### GOAL OF THE EXERCISE
Your task is to reproduce word for word the lines running from the line containing "Write a component" to the line containing "tone === 'red' ?", inclusive. Nothing else belongs in the answer.

** start of INPUT **

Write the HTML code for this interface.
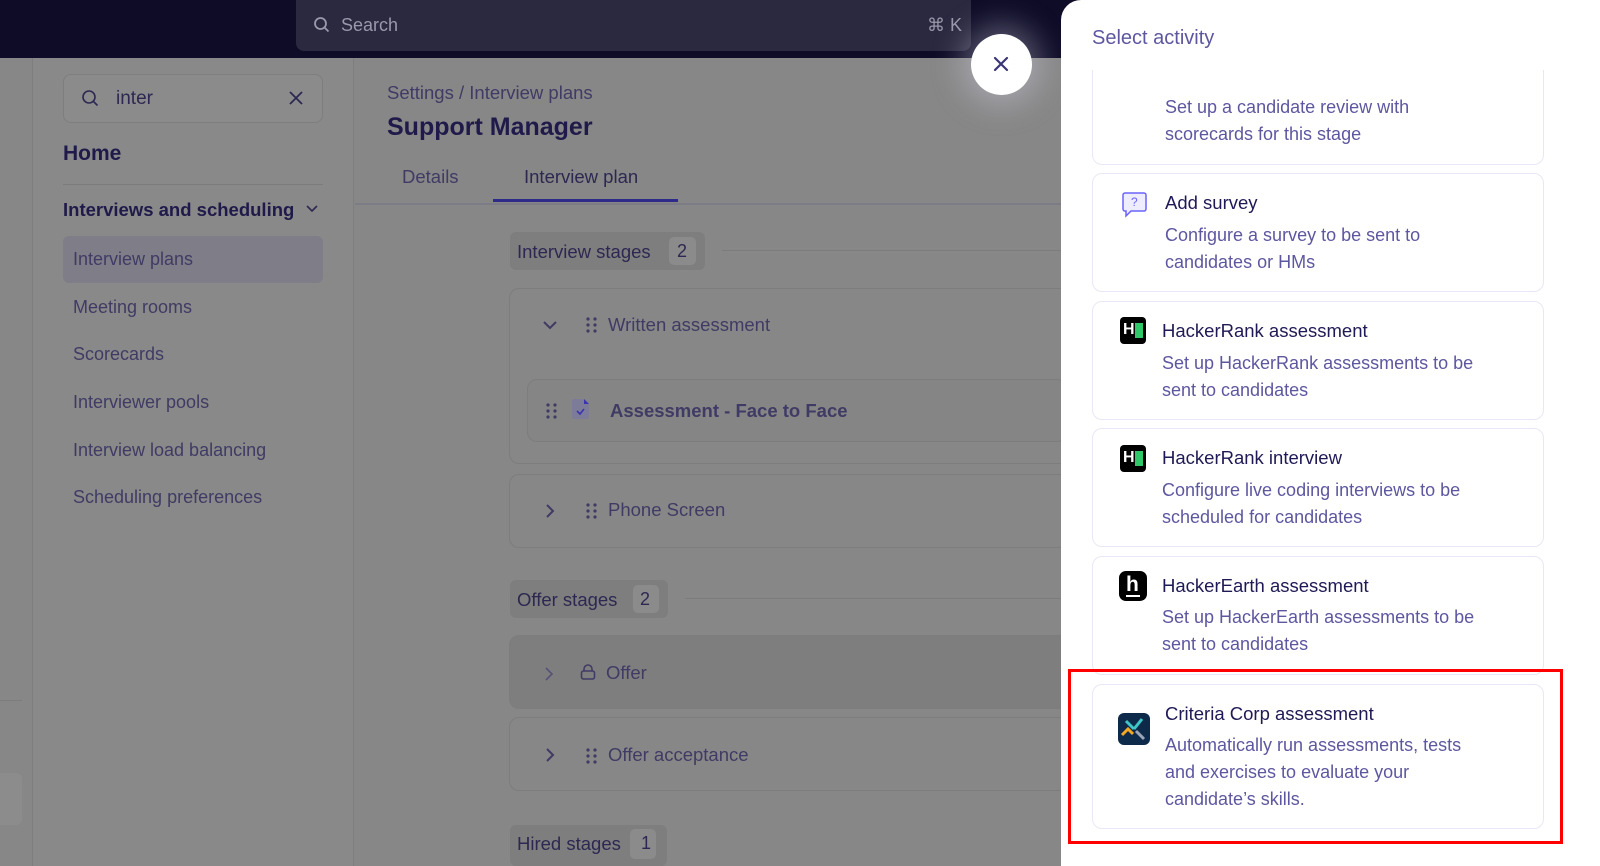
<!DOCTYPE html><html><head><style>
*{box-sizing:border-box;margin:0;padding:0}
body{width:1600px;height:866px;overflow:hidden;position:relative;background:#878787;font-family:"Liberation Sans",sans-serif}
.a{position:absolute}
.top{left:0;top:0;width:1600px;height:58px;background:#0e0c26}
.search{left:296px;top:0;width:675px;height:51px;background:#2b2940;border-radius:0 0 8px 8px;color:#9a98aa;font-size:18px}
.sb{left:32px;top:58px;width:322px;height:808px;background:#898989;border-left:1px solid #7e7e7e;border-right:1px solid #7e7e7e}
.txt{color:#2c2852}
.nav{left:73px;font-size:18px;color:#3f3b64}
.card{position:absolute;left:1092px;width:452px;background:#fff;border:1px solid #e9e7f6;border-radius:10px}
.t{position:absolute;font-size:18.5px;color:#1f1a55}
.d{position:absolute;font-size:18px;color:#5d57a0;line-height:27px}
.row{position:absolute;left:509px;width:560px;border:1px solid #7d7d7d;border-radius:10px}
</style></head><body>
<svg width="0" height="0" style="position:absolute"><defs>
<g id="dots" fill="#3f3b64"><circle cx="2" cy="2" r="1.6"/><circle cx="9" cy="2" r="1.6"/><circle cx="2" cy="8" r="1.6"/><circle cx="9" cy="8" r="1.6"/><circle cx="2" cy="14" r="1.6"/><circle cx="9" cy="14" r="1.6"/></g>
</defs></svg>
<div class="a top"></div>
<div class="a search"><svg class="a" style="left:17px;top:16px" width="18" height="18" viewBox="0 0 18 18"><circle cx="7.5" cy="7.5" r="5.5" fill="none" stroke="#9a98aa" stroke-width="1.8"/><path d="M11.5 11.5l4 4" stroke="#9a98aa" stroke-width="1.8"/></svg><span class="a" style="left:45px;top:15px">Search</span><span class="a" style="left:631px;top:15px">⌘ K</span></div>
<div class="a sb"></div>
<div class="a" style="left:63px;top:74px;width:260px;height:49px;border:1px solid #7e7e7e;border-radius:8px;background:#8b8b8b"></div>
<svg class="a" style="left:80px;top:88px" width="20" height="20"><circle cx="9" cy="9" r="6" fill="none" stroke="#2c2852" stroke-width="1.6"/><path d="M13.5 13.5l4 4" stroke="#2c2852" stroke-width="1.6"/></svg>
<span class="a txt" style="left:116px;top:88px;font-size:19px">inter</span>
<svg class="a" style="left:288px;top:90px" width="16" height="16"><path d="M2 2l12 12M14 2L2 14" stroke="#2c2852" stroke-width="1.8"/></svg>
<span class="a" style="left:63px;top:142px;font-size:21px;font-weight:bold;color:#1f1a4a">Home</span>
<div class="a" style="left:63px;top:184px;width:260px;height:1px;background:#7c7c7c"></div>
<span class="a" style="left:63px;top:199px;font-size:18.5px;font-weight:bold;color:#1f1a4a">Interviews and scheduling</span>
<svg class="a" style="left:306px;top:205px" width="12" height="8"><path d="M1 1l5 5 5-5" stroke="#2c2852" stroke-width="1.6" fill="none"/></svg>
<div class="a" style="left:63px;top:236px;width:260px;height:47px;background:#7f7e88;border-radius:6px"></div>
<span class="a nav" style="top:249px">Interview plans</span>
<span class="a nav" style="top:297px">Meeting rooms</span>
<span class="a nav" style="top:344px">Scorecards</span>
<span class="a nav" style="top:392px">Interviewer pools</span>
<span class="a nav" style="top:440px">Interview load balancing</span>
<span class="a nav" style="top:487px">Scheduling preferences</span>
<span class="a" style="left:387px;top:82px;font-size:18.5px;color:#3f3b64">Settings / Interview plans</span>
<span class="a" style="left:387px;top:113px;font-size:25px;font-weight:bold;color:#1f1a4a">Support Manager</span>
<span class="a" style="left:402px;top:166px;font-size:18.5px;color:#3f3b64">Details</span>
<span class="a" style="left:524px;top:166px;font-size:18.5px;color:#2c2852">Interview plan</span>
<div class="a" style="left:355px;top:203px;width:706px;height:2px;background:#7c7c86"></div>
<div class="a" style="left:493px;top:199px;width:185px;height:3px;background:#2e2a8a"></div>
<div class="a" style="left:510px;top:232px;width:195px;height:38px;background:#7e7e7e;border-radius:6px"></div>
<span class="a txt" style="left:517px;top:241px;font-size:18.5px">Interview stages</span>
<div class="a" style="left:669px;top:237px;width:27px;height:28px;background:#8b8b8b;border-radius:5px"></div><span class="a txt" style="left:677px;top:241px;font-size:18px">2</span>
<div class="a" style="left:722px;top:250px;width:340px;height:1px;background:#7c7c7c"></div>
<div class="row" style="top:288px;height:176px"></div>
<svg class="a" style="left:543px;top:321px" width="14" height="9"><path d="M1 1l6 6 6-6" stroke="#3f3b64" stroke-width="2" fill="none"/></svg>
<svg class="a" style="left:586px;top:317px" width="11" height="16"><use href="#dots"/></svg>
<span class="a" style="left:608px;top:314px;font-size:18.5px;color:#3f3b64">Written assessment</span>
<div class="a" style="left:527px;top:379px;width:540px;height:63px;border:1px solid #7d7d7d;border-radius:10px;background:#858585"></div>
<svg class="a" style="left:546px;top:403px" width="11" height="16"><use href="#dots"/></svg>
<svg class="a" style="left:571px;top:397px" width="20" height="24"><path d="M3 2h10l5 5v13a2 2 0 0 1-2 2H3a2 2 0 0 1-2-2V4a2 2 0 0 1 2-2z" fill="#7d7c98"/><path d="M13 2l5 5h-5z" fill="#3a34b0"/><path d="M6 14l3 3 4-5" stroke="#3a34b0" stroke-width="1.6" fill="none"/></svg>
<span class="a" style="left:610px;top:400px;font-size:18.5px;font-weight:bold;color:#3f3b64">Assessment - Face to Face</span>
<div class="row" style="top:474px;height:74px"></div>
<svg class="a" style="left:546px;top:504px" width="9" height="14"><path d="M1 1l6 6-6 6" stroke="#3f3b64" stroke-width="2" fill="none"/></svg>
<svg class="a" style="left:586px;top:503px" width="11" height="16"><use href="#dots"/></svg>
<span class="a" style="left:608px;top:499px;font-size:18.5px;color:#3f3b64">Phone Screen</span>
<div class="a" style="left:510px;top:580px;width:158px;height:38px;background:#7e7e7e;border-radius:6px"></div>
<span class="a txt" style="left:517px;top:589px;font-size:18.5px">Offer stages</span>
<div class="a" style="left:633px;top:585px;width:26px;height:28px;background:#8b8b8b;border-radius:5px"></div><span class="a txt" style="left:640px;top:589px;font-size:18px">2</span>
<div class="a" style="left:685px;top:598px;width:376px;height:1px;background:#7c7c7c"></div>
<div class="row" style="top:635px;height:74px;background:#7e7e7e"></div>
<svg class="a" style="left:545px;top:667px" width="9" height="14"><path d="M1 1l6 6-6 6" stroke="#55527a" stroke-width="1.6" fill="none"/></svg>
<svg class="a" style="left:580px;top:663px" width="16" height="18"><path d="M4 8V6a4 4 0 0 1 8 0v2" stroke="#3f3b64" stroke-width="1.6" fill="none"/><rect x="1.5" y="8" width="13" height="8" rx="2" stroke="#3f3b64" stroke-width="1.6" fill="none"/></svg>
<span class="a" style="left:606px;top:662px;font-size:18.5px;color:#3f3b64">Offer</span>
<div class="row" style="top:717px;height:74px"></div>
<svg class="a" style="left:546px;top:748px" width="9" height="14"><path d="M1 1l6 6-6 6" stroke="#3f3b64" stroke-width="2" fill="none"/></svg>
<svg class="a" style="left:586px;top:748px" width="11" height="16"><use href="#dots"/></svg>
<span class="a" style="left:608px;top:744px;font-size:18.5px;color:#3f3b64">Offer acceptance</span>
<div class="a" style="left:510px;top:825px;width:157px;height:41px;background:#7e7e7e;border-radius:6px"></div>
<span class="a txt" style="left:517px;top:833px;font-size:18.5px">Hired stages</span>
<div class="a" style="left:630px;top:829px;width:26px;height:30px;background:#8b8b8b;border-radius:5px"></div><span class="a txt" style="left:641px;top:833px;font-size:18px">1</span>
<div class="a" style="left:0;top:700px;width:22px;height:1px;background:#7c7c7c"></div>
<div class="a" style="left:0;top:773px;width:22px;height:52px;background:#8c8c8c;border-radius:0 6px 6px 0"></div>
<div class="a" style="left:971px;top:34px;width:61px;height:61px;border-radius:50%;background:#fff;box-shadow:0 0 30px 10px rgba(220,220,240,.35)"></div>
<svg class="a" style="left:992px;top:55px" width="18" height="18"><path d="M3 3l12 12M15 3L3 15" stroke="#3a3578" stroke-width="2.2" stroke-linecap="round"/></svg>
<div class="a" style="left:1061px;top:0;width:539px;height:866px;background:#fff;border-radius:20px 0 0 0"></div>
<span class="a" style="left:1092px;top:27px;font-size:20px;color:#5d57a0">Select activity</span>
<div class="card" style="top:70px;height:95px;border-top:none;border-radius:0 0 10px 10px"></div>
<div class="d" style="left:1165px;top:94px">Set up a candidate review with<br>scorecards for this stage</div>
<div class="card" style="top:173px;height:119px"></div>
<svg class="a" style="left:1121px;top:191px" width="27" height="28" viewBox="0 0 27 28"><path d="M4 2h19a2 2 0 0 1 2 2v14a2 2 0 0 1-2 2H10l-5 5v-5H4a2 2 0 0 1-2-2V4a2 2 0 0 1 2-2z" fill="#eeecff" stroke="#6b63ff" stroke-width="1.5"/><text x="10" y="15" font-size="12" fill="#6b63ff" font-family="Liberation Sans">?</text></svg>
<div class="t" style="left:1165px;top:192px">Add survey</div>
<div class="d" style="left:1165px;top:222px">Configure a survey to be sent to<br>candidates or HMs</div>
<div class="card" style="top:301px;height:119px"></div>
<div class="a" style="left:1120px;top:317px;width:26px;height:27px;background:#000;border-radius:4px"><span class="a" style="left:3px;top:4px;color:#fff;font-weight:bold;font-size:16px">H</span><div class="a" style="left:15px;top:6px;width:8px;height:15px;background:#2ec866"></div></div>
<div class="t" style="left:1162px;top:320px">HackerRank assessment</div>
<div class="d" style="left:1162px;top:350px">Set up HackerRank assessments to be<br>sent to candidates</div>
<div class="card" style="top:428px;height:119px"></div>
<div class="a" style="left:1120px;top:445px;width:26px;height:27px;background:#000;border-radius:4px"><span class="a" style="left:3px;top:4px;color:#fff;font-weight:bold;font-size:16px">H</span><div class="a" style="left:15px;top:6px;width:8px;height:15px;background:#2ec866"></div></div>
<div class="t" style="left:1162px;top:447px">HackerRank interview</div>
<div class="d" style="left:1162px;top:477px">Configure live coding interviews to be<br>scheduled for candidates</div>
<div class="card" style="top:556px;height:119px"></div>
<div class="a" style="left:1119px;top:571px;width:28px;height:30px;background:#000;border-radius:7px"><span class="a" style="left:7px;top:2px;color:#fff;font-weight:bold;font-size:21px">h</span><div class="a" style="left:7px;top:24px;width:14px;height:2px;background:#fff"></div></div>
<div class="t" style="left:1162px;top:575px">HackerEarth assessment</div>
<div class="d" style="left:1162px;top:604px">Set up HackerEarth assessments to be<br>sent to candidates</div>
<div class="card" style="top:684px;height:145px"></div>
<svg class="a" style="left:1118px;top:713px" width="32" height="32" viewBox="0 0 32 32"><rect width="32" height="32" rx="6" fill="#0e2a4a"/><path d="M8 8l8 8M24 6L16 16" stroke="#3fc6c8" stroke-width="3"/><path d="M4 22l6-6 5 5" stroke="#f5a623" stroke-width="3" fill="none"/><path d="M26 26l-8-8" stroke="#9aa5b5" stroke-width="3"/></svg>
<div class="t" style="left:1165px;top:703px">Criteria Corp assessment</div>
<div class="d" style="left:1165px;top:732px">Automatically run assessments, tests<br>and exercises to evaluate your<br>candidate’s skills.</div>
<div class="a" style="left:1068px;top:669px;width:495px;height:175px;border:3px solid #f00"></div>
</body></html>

** end of INPUT **
** start of INPUT **

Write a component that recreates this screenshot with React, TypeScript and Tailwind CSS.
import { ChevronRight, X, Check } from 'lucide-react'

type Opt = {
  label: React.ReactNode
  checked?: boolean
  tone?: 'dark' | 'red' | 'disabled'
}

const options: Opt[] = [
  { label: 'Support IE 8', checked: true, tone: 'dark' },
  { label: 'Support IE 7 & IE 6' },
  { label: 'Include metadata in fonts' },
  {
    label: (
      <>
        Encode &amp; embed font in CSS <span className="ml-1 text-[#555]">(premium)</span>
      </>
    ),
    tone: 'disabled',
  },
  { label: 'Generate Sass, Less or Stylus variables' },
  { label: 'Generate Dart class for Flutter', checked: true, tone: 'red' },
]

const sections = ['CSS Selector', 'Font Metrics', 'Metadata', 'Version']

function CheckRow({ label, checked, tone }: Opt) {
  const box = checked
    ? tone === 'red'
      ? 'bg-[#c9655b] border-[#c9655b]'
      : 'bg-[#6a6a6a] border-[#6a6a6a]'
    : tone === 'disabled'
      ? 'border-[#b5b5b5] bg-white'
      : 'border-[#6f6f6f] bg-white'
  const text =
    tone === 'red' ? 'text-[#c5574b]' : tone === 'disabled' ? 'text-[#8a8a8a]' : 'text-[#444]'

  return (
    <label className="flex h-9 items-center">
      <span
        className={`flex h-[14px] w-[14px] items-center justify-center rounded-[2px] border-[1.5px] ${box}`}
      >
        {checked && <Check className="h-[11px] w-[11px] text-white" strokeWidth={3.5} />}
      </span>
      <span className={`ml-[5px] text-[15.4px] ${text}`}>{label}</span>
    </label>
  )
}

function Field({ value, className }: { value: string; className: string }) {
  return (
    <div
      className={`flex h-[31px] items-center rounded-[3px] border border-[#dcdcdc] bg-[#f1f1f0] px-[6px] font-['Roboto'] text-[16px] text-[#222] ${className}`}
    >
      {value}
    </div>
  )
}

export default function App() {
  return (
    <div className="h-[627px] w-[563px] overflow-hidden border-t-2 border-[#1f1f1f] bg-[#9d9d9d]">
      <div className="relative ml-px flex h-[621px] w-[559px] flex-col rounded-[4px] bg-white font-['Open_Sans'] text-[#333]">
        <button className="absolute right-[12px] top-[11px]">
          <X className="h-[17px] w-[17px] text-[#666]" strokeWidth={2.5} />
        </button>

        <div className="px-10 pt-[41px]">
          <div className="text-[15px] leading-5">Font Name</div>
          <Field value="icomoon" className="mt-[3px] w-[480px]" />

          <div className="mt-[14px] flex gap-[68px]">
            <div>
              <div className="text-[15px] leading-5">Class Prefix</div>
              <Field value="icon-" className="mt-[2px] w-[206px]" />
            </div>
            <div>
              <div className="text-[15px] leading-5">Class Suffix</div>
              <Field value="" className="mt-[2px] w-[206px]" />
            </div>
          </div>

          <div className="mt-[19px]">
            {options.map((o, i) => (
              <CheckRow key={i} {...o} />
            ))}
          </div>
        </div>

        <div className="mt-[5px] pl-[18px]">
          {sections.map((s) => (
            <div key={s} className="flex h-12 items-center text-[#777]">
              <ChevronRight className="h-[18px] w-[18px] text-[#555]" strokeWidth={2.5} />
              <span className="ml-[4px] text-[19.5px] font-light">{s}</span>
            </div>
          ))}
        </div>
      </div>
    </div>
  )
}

** end of INPUT **

### SOLUTION TO THIS EXERCISE
Write a component that recreates this screenshot with React, TypeScript and Tailwind CSS.
import { ChevronRight, X, Check } from 'lucide-react'

type Opt = {
  label: React.ReactNode
  checked?: boolean
  tone?: 'dark' | 'red' | 'disabled'
}

const options: Opt[] = [
  { label: 'Support IE 8', checked: true, tone: 'dark' },
  { label: 'Support IE 7 & IE 6' },
  { label: 'Include metadata in fonts' },
  {
    label: (
      <>
        Encode &amp; embed font in CSS <span className="ml-1 text-[#555]">(premium)</span>
      </>
    ),
    tone: 'disabled',
  },
  { label: 'Generate Sass, Less or Stylus variables' },
  { label: 'Generate Dart class for Flutter', checked: true, tone: 'red' },
]

const sections = ['CSS Selector', 'Font Metrics', 'Metadata', 'Version']

function CheckRow({ label, checked, tone }: Opt) {
  const box = checked
    ? tone === 'red'
      ? 'bg-[#c9655b] border-[#c9655b]'
      : 'bg-[#6a6a6a] border-[#6a6a6a]'
    : tone === 'disabled'
      ? 'border-[#b5b5b5] bg-white'
      : 'border-[#6f6f6f] bg-white'
  const text =
    tone === 'red' ? 'text-[#c5574b]' : tone === 'disabled' ? 'text-[#8a8a8a]' : 'text-[#444]'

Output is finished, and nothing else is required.